## PROBLEM
Reproduce every line of the listing as written, apart from the pictures.
/---
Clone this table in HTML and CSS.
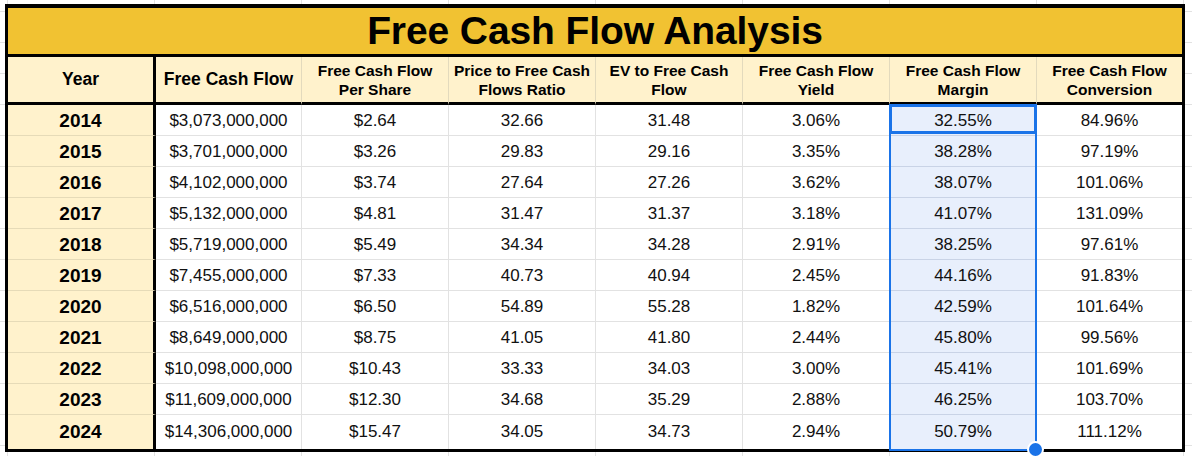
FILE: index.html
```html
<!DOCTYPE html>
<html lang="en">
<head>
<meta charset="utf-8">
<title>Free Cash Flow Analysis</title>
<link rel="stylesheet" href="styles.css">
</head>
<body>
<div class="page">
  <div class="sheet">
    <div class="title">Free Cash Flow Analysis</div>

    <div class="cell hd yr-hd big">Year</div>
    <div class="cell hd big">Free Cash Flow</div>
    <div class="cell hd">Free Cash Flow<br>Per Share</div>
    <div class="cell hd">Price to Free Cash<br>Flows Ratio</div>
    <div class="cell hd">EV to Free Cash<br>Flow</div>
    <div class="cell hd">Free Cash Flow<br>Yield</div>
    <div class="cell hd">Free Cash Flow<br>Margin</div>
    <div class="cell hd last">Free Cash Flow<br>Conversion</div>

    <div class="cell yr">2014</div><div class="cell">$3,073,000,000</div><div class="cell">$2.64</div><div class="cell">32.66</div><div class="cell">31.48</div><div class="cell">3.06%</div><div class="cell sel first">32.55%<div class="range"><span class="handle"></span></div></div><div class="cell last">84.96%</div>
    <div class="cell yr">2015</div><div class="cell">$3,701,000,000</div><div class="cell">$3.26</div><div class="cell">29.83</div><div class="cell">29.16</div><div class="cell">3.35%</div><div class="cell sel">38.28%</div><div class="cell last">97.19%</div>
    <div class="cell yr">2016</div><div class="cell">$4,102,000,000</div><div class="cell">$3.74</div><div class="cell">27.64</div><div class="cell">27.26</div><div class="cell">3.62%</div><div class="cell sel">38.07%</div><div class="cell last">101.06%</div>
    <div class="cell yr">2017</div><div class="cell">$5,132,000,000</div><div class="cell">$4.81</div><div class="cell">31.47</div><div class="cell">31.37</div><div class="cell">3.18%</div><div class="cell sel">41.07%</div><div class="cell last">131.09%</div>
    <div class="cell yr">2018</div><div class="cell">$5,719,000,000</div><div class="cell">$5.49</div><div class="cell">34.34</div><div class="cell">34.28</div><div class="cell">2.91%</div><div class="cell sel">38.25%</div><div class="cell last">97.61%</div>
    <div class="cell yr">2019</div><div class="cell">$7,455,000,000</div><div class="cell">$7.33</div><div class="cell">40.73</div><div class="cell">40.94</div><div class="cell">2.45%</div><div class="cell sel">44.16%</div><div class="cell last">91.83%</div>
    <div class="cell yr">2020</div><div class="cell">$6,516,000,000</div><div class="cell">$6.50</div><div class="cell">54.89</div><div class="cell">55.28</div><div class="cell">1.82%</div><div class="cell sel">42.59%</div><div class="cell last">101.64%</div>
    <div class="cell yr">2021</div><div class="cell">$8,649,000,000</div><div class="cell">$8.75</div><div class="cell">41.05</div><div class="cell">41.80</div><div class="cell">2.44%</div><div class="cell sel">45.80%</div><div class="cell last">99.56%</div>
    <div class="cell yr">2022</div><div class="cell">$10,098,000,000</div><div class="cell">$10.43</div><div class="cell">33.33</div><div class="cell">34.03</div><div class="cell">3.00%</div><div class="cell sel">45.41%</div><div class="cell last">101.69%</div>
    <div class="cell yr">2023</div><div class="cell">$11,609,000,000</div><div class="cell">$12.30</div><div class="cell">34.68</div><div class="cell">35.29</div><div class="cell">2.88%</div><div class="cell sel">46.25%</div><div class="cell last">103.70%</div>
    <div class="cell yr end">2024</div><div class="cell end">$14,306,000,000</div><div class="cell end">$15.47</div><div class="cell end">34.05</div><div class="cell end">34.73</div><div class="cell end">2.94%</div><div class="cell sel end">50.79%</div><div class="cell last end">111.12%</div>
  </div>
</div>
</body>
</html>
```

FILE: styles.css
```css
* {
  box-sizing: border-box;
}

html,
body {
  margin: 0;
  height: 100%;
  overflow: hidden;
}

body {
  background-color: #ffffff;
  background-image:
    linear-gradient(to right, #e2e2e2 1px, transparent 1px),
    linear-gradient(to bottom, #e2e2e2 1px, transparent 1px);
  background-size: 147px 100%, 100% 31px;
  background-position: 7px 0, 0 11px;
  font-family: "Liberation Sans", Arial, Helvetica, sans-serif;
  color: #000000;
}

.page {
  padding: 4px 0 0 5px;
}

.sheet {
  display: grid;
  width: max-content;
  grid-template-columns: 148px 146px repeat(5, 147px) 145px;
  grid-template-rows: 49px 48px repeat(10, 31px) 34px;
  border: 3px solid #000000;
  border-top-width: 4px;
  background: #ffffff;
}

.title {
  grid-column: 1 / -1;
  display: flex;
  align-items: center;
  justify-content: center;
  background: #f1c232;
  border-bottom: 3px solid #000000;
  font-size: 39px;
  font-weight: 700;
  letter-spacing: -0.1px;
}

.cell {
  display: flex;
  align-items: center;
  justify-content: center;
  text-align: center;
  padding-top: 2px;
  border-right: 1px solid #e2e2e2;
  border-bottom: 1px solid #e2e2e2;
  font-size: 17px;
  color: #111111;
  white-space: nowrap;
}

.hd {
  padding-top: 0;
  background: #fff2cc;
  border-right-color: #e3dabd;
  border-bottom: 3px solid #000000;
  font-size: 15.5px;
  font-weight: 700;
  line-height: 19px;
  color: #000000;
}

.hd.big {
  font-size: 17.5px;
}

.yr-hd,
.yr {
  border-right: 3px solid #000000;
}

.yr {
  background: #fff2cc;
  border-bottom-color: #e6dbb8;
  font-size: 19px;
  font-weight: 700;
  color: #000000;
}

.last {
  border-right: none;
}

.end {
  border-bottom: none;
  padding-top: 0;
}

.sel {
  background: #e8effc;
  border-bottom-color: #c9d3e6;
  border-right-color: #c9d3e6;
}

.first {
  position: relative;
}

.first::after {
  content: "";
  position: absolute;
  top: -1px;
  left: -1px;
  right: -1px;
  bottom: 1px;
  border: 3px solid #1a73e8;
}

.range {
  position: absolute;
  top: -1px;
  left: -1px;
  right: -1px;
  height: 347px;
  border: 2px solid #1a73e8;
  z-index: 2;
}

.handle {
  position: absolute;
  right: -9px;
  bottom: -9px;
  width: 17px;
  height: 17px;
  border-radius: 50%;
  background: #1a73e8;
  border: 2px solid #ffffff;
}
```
\---
## RESULT OF THE EXERCISE
Clone this table in HTML and CSS.
FILE: index.html
```html
<!DOCTYPE html>
<html lang="en">
<head>
<meta charset="utf-8">
<title>Free Cash Flow Analysis</title>
<link rel="stylesheet" href="styles.css">
</head>
<body>
<div class="page">
  <div class="sheet">
    <div class="title">Free Cash Flow Analysis</div>

    <div class="cell hd yr-hd big">Year</div>
    <div class="cell hd big">Free Cash Flow</div>
    <div class="cell hd">Free Cash Flow<br>Per Share</div>
    <div class="cell hd">Price to Free Cash<br>Flows Ratio</div>
    <div class="cell hd">EV to Free Cash<br>Flow</div>
    <div class="cell hd">Free Cash Flow<br>Yield</div>
    <div class="cell hd">Free Cash Flow<br>Margin</div>
    <div class="cell hd last">Free Cash Flow<br>Conversion</div>

    <div class="cell yr">2014</div><div class="cell">$3,073,000,000</div><div class="cell">$2.64</div><div class="cell">32.66</div><div class="cell">31.48</div><div class="cell">3.06%</div><div class="cell sel first">32.55%<div class="range"><span class="handle"></span></div></div><div class="cell last">84.96%</div>
    <div class="cell yr">2015</div><div class="cell">$3,701,000,000</div><div class="cell">$3.26</div><div class="cell">29.83</div><div class="cell">29.16</div><div class="cell">3.35%</div><div class="cell sel">38.28%</div><div class="cell last">97.19%</div>
    <div class="cell yr">2016</div><div class="cell">$4,102,000,000</div><div class="cell">$3.74</div><div class="cell">27.64</div><div class="cell">27.26</div><div class="cell">3.62%</div><div class="cell sel">38.07%</div><div class="cell last">101.06%</div>
    <div class="cell yr">2017</div><div class="cell">$5,132,000,000</div><div class="cell">$4.81</div><div class="cell">31.47</div><div class="cell">31.37</div><div class="cell">3.18%</div><div class="cell sel">41.07%</div><div class="cell last">131.09%</div>
    <div class="cell yr">2018</div><div class="cell">$5,719,000,000</div><div class="cell">$5.49</div><div class="cell">34.34</div><div class="cell">34.28</div><div class="cell">2.91%</div><div class="cell sel">38.25%</div><div class="cell last">97.61%</div>
    <div class="cell yr">2019</div><div class="cell">$7,455,000,000</div><div class="cell">$7.33</div><div class="cell">40.73</div><div class="cell">40.94</div><div class="cell">2.45%</div><div class="cell sel">44.16%</div><div class="cell last">91.83%</div>
    <div class="cell yr">2020</div><div class="cell">$6,516,000,000</div><div class="cell">$6.50</div><div class="cell">54.89</div><div class="cell">55.28</div><div class="cell">1.82%</div><div class="cell sel">42.59%</div><div class="cell last">101.64%</div>
    <div class="cell yr">2021</div><div class="cell">$8,649,000,000</div><div class="cell">$8.75</div><div class="cell">41.05</div><div class="cell">41.80</div><div class="cell">2.44%</div><div class="cell sel">45.80%</div><div class="cell last">99.56%</div>
    <div class="cell yr">2022</div><div class="cell">$10,098,000,000</div><div class="cell">$10.43</div><div class="cell">33.33</div><div class="cell">34.03</div><div class="cell">3.00%</div><div class="cell sel">45.41%</div><div class="cell last">101.69%</div>
    <div class="cell yr">2023</div><div class="cell">$11,609,000,000</div><div class="cell">$12.30</div><div class="cell">34.68</div><div class="cell">35.29</div><div class="cell">2.88%</div><div class="cell sel">46.25%</div><div class="cell last">103.70%</div>
    <div class="cell yr end">2024</div><div class="cell end">$14,306,000,000</div><div class="cell end">$15.47</div><div class="cell end">34.05</div><div class="cell end">34.73</div><div class="cell end">2.94%</div><div class="cell sel end">50.79%</div><div class="cell last end">111.12%</div>
  </div>
</div>
</body>
</html>
```

FILE: styles.css
```css
* {
  box-sizing: border-box;
}

html,
body {
  margin: 0;
  height: 100%;
  overflow: hidden;
}

body {
  background-color: #ffffff;
  background-image:
    linear-gradient(to right, #e2e2e2 1px, transparent 1px),
    linear-gradient(to bottom, #e2e2e2 1px, transparent 1px);
  background-size: 147px 100%, 100% 31px;
  background-position: 7px 0, 0 11px;
  font-family: "Liberation Sans", Arial, Helvetica, sans-serif;
  color: #000000;
}

.page {
  padding: 4px 0 0 5px;
}

.sheet {
  display: grid;
  width: max-content;
  grid-template-columns: 148px 146px repeat(5, 147px) 145px;
  grid-template-rows: 49px 48px repeat(10, 31px) 34px;
  border: 3px solid #000000;
  border-top-width: 4px;
  background: #ffffff;
}

.title {
  grid-column: 1 / -1;
  display: flex;
  align-items: center;
  justify-content: center;
  background: #f1c232;
  border-bottom: 3px solid #000000;
  font-size: 39px;
  font-weight: 700;
  letter-spacing: -0.1px;
}

.cell {
  display: flex;
  align-items: center;
  justify-content: center;
  text-align: center;
  padding-top: 2px;
  border-right: 1px solid #e2e2e2;
  border-bottom: 1px solid #e2e2e2;
  font-size: 17px;
  color: #111111;
  white-space: nowrap;
}

.hd {
  padding-top: 0;
  background: #fff2cc;
  border-right-color: #e3dabd;
  border-bottom: 3px solid #000000;
  font-size: 15.5px;
  font-weight: 700;
  line-height: 19px;
  color: #000000;
}

.hd.big {
  font-size: 17.5px;
}

.yr-hd,
.yr {
  border-right: 3px solid #000000;
}

.yr {
  background: #fff2cc;
  border-bottom-color: #e6dbb8;
  font-size: 19px;
  font-weight: 700;
  color: #000000;
}

.last {
  border-right: none;
}

.end {
  border-bottom: none;
  padding-top: 0;
}

.sel {
  background: #e8effc;
  border-bottom-color: #c9d3e6;
  border-right-color: #c9d3e6;
}

.first {
  position: relative;
}

.first::after {
  content: "";
  position: absolute;
  top: -1px;
  left: -1px;
  right: -1px;
  bottom: 1px;
  border: 3px solid #1a73e8;
}

.range {
  position: absolute;
  top: -1px;
  left: -1px;
  right: -1px;
  height: 347px;
  border: 2px solid #1a73e8;
  z-index: 2;
}

.handle {
  position: absolute;
  right: -9px;
  bottom: -9px;
  width: 17px;
  height: 17px;
  border-radius: 50%;
  background: #1a73e8;
  border: 2px solid #ffffff;
}
```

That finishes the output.